Though, I will say, I don't think the trend is as clear as you make it out to be. I think constitutional amendments will always be more contentious than statutes, since they're seen as being moreso permanent. The No on 8 side had more support and funding, so they loomed larger than the pro-SSM sentiment would.
#2 The Judges sexual orientation has nothing to do with it. I followed the case (via the media to the greatest extent possible), read most of the transcripts when they came available and read the decision, what Judge Walker did was allow the opponents and proponents of Prop 8 to present their case in open court and on the record. The proponents presented their case and it was very weak, Olson and and Boies then presented counter arguments. Judge Walker then wrote a decision that took each of the proponents attempts to justify discrimination and shredded them with logic and precedent.
Of course -- he ruled in a way you agreed with, so there's no question he was being fair, right? I don't think the defendants had a chance in hell of getting a fair trial or having their argument fairly considered, in part, because Walker wasn't going to deny himself and his partner their alleged right to marry voted away by the citizens of CA. To be honest, there's a certain unfairness in making people have to explain and justify their vote to a judge that doesn't really seem right, anyway. People don't have to have a Good Enough reason to vote a particular way, and trying to move the goal post to make this about something more profound than gay people's feeling being hurt because they can't legally wed, is such an obvious ploy. We have three co-equal branches of government for a reason.
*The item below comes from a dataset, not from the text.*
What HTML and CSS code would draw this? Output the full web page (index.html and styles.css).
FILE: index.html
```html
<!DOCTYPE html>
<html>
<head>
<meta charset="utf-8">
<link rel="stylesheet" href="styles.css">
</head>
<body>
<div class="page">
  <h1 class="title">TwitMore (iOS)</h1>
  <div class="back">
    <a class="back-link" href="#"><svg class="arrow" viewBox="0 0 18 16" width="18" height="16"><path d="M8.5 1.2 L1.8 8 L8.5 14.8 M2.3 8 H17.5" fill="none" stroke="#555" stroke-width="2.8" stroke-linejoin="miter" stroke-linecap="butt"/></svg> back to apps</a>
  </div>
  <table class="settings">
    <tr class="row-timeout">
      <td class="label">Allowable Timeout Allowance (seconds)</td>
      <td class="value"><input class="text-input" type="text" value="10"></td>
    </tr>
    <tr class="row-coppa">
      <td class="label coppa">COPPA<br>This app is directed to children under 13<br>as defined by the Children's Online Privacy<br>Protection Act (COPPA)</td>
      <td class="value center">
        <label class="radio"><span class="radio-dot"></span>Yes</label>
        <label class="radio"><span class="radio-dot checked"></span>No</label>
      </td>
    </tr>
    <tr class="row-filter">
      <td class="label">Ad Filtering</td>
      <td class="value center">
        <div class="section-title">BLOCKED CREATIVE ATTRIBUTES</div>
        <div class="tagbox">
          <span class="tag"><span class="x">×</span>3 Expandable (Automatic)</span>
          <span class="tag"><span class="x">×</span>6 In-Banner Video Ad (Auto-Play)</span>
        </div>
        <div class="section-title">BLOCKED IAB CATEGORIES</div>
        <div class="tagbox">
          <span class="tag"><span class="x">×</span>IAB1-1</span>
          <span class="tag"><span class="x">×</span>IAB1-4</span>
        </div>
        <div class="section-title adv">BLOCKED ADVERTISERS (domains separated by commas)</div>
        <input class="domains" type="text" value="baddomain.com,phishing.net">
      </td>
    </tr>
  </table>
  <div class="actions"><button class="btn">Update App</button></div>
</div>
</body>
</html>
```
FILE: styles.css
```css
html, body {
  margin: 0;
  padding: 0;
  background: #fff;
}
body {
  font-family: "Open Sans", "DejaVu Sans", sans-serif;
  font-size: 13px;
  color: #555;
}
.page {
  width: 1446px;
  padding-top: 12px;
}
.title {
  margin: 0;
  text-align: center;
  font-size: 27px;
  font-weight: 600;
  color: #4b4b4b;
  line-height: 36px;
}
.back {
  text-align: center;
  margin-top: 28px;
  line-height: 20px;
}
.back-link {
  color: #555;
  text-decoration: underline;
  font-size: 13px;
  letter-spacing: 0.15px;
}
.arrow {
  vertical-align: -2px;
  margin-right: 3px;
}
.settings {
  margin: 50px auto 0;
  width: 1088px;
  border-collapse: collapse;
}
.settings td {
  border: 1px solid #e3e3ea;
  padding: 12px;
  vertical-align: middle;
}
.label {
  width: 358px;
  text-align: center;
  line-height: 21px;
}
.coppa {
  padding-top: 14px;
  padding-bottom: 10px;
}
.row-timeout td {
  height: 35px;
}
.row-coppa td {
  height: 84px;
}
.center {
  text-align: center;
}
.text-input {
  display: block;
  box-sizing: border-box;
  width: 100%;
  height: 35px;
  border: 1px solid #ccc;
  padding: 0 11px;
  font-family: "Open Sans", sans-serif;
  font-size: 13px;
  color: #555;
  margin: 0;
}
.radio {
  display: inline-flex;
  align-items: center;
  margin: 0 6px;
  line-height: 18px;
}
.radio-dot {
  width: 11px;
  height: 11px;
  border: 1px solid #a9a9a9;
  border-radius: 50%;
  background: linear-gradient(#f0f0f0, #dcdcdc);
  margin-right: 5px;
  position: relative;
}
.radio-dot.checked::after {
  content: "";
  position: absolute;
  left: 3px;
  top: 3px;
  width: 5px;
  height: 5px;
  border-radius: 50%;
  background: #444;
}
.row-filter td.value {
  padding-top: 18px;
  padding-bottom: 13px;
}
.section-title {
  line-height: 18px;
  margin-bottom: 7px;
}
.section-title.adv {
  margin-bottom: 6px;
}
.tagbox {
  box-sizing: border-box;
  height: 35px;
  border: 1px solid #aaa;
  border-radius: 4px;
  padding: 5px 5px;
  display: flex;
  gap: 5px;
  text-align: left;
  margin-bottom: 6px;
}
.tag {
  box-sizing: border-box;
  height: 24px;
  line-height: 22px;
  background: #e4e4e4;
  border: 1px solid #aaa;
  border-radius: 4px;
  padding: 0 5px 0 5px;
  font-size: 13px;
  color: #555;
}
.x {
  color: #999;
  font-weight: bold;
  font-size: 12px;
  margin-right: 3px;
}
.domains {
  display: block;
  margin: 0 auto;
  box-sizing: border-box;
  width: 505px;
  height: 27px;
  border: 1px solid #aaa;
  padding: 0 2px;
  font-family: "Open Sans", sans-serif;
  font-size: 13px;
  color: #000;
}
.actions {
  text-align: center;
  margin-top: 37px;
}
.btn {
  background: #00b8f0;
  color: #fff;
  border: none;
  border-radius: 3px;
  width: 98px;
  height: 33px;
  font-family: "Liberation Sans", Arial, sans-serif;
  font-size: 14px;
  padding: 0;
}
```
The judiciary isn't there for people to run overtime because they didn't get their way legislatively.
Are you saying a Judge should be removed from a case about sexual orientation because they have a sexual orientation? (In other words no judge [heterosexual or homosexual] could hear a case, a judge would have to somehow prove they were "asexual"?)
Should minority judges be removed from cases that involve minorities?
Should female judges be removed from cases involving women?
Should religious judges be removed from cases involving religion?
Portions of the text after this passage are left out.